Не в силах больше ползти, не в силах встать, я перевожу взгляд еще немного. Я смотрю на кроваво-пепельный след там, где исчез Эвер. Тяну туда руку. Фокусирую на пальцах взгляд. Глаза что-то ловят, что-то едва заметное там, на ноздреватом известняке…
Трещина?
Крошечная красная трещина, похожая на полный мерцающего света шрам. След портала.
А впрочем, разве это важно? Все фантомы, что хотели вернуться, здесь. Их не прогнать. Они держатся за украденные тела слишком крепко и слишком жаждут забрать их навсегда. Они сильнее, старше, хитрее нас. Могу себе представить, как обрадовалась моя мертвая мать, встретив там, во тьме, того, кто сказал ей: «Я тоже хочу отомстить, и мы отомстим. Просто подожди».
Я прикрываю глаза. Веки уже почти сомкнулись, когда в ушах четко, но мягко звенит:
– Сдаешься, малыш? Нет. Не сдавайся.
Не может быть. Нет, не может быть, нет, только не он, не мог еще и он… Я судорожно вздыхаю. Трясущейся рукой ищу опору на зыбком песке, переворачиваюсь на бок и смотрю туда, где Рикуса загоняет к кромке прибоя моя мать в чужом теле. Рикус пока обороняется. Он оказался намного ловчее, чем я о нем думала. Но она теснит его. Теснит, и, отшагнув в воду, в слишком мокрый, рыхлый песок, он оступается, теряет балансировку, неосторожно открывается всего на секунду – и получает удар в живот. Сквозной удар мечом – клинок выходит из спины.
Не кричит. Вряд ли может. Без слов оседает на колени.
– Малыш… – устало звенит в моей голове. – Это очень плохо. Слышишь?
Я ненавижу этот голос уже несколько лет. Уже несколько лет я ненавижу это обращение и не хочу, не хочу слышать.
Тебя не должно здесь быть, Лин. Я всегда желала тебе стать барбарисовым кустом, чайкой или даже тараканом. Ты предал Эвера, предал меня, ты мог бы сделать из меня Истабрулла – если бы хоть в чем-то я не была сильнее и если бы была одна.
Я…
Рикус падает в воду, но моя мать хватает его за волосы, чтобы ударить еще раз.

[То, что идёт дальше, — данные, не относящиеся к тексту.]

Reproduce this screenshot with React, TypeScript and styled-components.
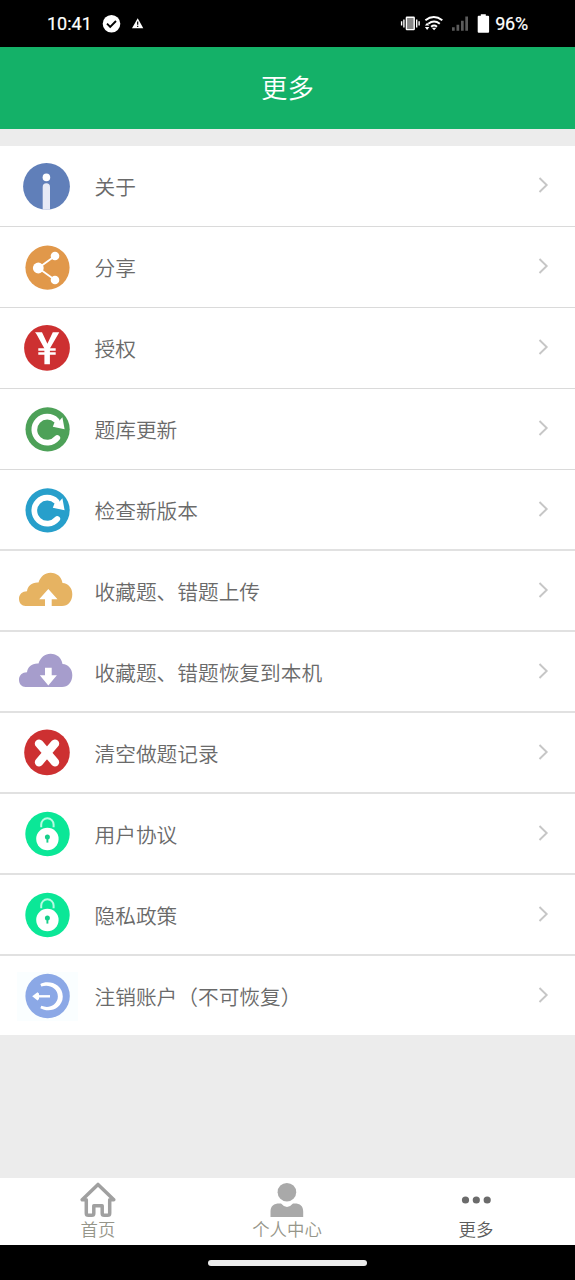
import React from "react";
import styled, { createGlobalStyle } from "styled-components";

const Global = createGlobalStyle`
  * { box-sizing: border-box; }
  body { margin: 0; background: #ececec; font-family: Roboto, "Noto Sans CJK SC", sans-serif; }
`;

const Screen = styled.div`
  width: 575px;
  height: 1280px;
  display: flex;
  flex-direction: column;
  background: #ececec;
  overflow: hidden;
`;

const StatusBar = styled.div`
  height: 47px;
  flex: none;
  display: flex;
  align-items: center;
  justify-content: space-between;
  padding: 0 47px;
  background: #000;
  color: #fff;
  font-size: 18px;
  font-weight: 400;
`;

const StatusGroup = styled.div`
  display: flex;
  align-items: center;
  svg { display: block; }
`;

const Clock = styled.span`
  width: 55px;
  letter-spacing: 0;
  -webkit-text-stroke: 0.2px #fff;
`;

const Percent = styled.span`
  margin-left: 5px;
  letter-spacing: -0.2px;
  -webkit-text-stroke: 0.2px #fff;
`;

const Header = styled.header`
  height: 82px;
  flex: none;
  display: flex;
  align-items: center;
  justify-content: center;
  padding-bottom: 4px;
  background: #14b168;
  color: #fff;
  font-size: 26.4px;
  font-weight: 350;
`;

const List = styled.ul`
  list-style: none;
  margin: 17px 0 0;
  padding: 0;
  background: #fff;
`;

const Row = styled.li`
  height: 81px;
  display: flex;
  align-items: center;
  border-bottom: 1px solid #dadada;
  padding: 0 24px 0 12px;
  &:nth-child(n + 5) { border-bottom: 2px solid #e1e1e1; }
  &:last-child { height: 79px; border-bottom: 0; }
`;

const RowIcon = styled.svg`
  width: 70px;
  height: 79px;
  flex: none;
  align-self: flex-start;
`;

const RowLabel = styled.span`
  flex: 1;
  align-self: flex-start;
  margin: 27px 0 0 12.5px;
  font-size: 20.7px;
  font-weight: 350;
  line-height: 30px;
  color: #6a6a6a;
`;

const Chevron = styled.svg`
  width: 15px;
  height: 20px;
  align-self: flex-start;
  margin-top: 29px;
`;

const TabBar = styled.nav`
  height: 67px;
  flex: none;
  margin-top: auto;
  padding: 0 4.5px 0 3.5px;
  display: flex;
  background: #fff;
`;

const Tab = styled.div<{ $active?: boolean }>`
  flex: 1;
  display: flex;
  flex-direction: column;
  align-items: center;
  padding-top: 4px;
  font-size: 17.4px;
  font-weight: 350;
  line-height: 23px;
  color: ${(p) => (p.$active ? "#5c5c5c" : "#96968a")};
  svg { width: 38px; height: 37px; flex: none; }
`;

const GestureBar = styled.div`
  height: 35px;
  flex: none;
  display: flex;
  justify-content: center;
  align-items: center;
  background: #000;
`;

const Handle = styled.div`
  width: 159px;
  height: 6px;
  border-radius: 3px;
  background: #ececec;
`;

const Info = () => (
  <>
    <circle cx="46.5" cy="40.4" r="23.4" fill="#607fb9" />
    <circle cx="46.4" cy="31.4" r="3.8" fill="#fff" />
    <path d="M42.7 63.4V41a3.65 3.65 0 0 1 7.3 0v22.4q-3.6.8-7.3 0Z" fill="#e7eaf6" />
  </>
);

const Share = () => (
  <>
    <circle cx="47.5" cy="40.6" r="22.1" fill="#e1984a" />
    <path d="M55 29 38.3 41 55 53" fill="none" stroke="#fff" strokeWidth="1.8" />
    <g fill="#fff">
      <circle cx="38.3" cy="41" r="5.4" />
      <circle cx="55" cy="29" r="4.3" />
      <circle cx="55" cy="53" r="4.3" />
    </g>
  </>
);

const Yuan = () => (
  <>
    <circle cx="47" cy="39.9" r="22.9" fill="#cd3031" />
    <path d="M35 24.200H42L47.400 35.800 52.800 24.200H59.300L49.900 40.500V56.200H44.400V40.500L36.400 26Z" fill="#fff" />
    <path d="M38.300 41.500h17.400M38.300 45.500h17.400" fill="none" stroke="#fff" strokeWidth="2.300" />
  </>
);

const Refresh = ({ color }: { color: string }) => (
  <>
    <circle cx="47.6" cy="40.3" r="22.1" fill={color} />
    <path d="M56.500 31.400A13 13 0 1 0 57.300 48.900" fill="none" stroke="#fff" strokeWidth="5.700" strokeLinecap="round" />
    <path d="M62.400 28.200 64.600 40.300 52.800 37.700 54.500 33.500 59.500 31.500Z" fill="#fff" />
  </>
);

const Cloud = ({ color, children }: { color: string; children: React.ReactNode }) => (
  <>
    <path
      d="M25.500 55C21.800 55 19 52 19 47.800c0-4.600 3.300-7.400 8-7.500.6-5.700 5.200-9.300 11.500-8.800C40.500 25.500 45 21.800 50.500 21.800c6.500 0 11 4.200 12 10.300 5.800.5 9.800 4.900 9.800 11.100C72.300 50.300 68 55 62 55Z"
      fill={color}
    />
    {children}
  </>
);

const Cross = () => (
  <>
    <circle cx="47" cy="39.4" r="22.8" fill="#cd3031" />
    <path d="M39 30.600 55 49.200M55 30.600 39 49.200" stroke="#fff" strokeWidth="8.400" strokeLinecap="round" />
  </>
);

const Lock = () => (
  <>
    <circle cx="47.5" cy="40" r="22.200" fill="#0be797" />
    <path d="M41.200 33.300V30.500a6.200 6.200 0 0 1 12.400 0v2.800" fill="none" stroke="#b9fae2" strokeWidth="2" />
    <circle cx="47.400" cy="45" r="11.200" fill="#fff" />
    <circle cx="47.400" cy="43" r="2.500" fill="#16cf8a" />
    <path d="M47.400 43v5.600" stroke="#16cf8a" strokeWidth="1.900" />
  </>
);

const Leave = () => (
  <>
    <path d="M17 16h61v49H17Z" fill="#fafeff" />
    <circle cx="47.600" cy="40" r="22.200" fill="#8ba8e6" />
    <path d="M40.300 27.900C45 25.200 53 25.700 57.800 29.700a14 14 0 0 1 0 21.400C53 55.200 45 55 40.300 52.200L41.300 49.800C46 51.600 50.500 51.200 54 48.400a10.200 10.200 0 0 0 0-16C50.500 29.700 46 29 41.300 30.600Z" fill="#fff" />
    <path d="M36 40.300h14" stroke="#fff" strokeWidth="2.400" />
    <path d="M32.200 40.300 37.500 36.200 39 37.500v5.600l-1.500 1.500Z" fill="#fff" />
  </>
);

const items: { label: string; icon: React.ReactNode }[] = [
  { label: "关于", icon: <Info /> },
  { label: "分享", icon: <Share /> },
  { label: "授权", icon: <Yuan /> },
  { label: "题库更新", icon: <Refresh color="#4da158" /> },
  { label: "检查新版本", icon: <Refresh color="#279fcb" /> },
  {
    label: "收藏题、错题上传",
    icon: (
      <Cloud color="#e6b362">
        <path d="M48.300 38 57.500 48.300H51.700V55.200H45V48.300H39.200Z" fill="#fff" />
      </Cloud>
    ),
  },
  {
    label: "收藏题、错题恢复到本机",
    icon: (
      <Cloud color="#a69dcc">
        <path d="M45 35.800h6.700v7.400h5.200L48.300 53.600 39.800 43.200H45Z" fill="#fff" />
      </Cloud>
    ),
  },
  { label: "清空做题记录", icon: <Cross /> },
  { label: "用户协议", icon: <Lock /> },
  { label: "隐私政策", icon: <Lock /> },
  { label: "注销账户（不可恢复）", icon: <Leave /> },
];

export default function App() {
  return (
    <Screen>
      <Global />
      <StatusBar>
        <StatusGroup>
          <Clock>10:41</Clock>
          <svg width="45" height="20" viewBox="102 14 45 20">
            <circle cx="111.500" cy="23.700" r="8.800" fill="#fff" />
            <path d="m107 23.700 3.200 3.200 5.800-5.900" fill="none" stroke="#000" strokeWidth="1.900" />
            <path d="M137.700 18.200 143.300 28.200H132Z" fill="#fff" />
            <path d="M137.700 21.500v3.300M137.700 25.800v1.300" stroke="#000" strokeWidth="1.200" />
          </svg>
        </StatusGroup>
        <StatusGroup>
          <svg width="91" height="22" viewBox="399.500 12.500 91 22">
            <g fill="none" stroke="#fff" strokeWidth="1.400">
              <rect x="406.900" y="16.700" width="7.800" height="12.400" rx="0.500" fill="#888" />
              <path d="M404.400 18.900v8M417.200 18.900v8M402.100 20.800v4.200M419.600 20.800v4.200" />
            </g>
            <g fill="none" stroke="#fff" strokeWidth="2">
              <path d="M425.900 19.800Q434.300 13.300 442.800 19.800M428.800 23.200Q434.600 18.800 440.300 23.200M431.600 26.200Q434.600 24 437.500 26.200" />
            </g>
            <path d="m432.300 27.300 2.300 2.500 2.300-2.500ZM427.600 22.300l2.200 2.800h-4.400ZM425.400 26.500h4.400l-2.200 2.900Z" fill="#fff" />
            <g fill="#5b5b5b">
              <path d="M452.500 26.700h2.700v3.600h-2.700ZM457 24.200h2.700v6.100H457ZM461.500 20.300h2.700v10h-2.700ZM465.800 16h2.700v14.300h-2.700Z" />
            </g>
            <path d="M481.300 13.800h5v1.500h2.300q1 0 1 1v15q0 1-1 1h-9.400q-1 0-1-1v-15q0-1 1-1H481.300Z" fill="#fff" />
          </svg>
          <Percent>96%</Percent>
        </StatusGroup>
      </StatusBar>
      <Header>更多</Header>
      <List>
        {items.map((item) => (
          <Row key={item.label}>
            <RowIcon viewBox="12 0 70 79">{item.icon}</RowIcon>
            <RowLabel>{item.label}</RowLabel>
            <Chevron viewBox="0 0 15 20">
              <path d="m3.500 3 7.200 7-7.200 7" fill="none" stroke="#c6c6c6" strokeWidth="1.900" />
            </Chevron>
          </Row>
        ))}
      </List>
      <TabBar>
        <Tab>
          <svg viewBox="0 0 38 37">
            <path
              d="M19 2.400 3.200 17.800H7.300V31.200Q7.300 33.300 9.400 33.300H12.800Q14.800 33.300 14.800 31.200V23.800H23.200V31.200Q23.200 33.300 25.200 33.300H28.600Q30.700 33.300 30.700 31.200V17.800H34.800Z"
              fill="none" stroke="#a0a0a0" strokeWidth="3.500" strokeLinejoin="round"
            />
          </svg>
          首页
        </Tab>
        <Tab>
          <svg viewBox="0 0 38 37">
            <circle cx="18.900" cy="10.200" r="9.300" fill="#a9a9a9" />
            <path d="M2.500 35V29.500C2.500 23.500 6.500 21 13 21.500Q19 28.500 25 21.500C31.500 21 35.200 23.500 35.200 29.500V35Z" fill="#a9a9a9" />
          </svg>
          个人中心
        </Tab>
        <Tab $active>
          <svg viewBox="0 0 38 37">
            <g fill="#6b6b6b">
              <circle cx="8.500" cy="18" r="3.600" />
              <circle cx="19.300" cy="18" r="3.600" />
              <circle cx="30.200" cy="18" r="3.600" />
            </g>
          </svg>
          更多
        </Tab>
      </TabBar>
      <GestureBar>
        <Handle />
      </GestureBar>
    </Screen>
  );
}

Плечи Ардона дрожат тем сильнее, чем хриплее и безумнее смеется в его удушающей хватке одержимая Клио.
Я шатко встаю, поднимаю руки и раскидываю их в стороны.
Над пляжем разносится мой крик, а потом мир гаснет.
Эвер
Здесь холодно, пусто и словно нет воздуха, даже промозглого и затхлого. Пропали кристаллы, озера и те хрупкие полупрозрачные мембраны, через которые можно краем глаза увидеть другие миры. Я слишком глубоко. Это словно круглая галерея, над которой бесконечный темный свод и под которой – еще более бесконечный провал, полный гудения и воя. Я был здесь всего раз. Потом я поклялся себе больше не находить это место.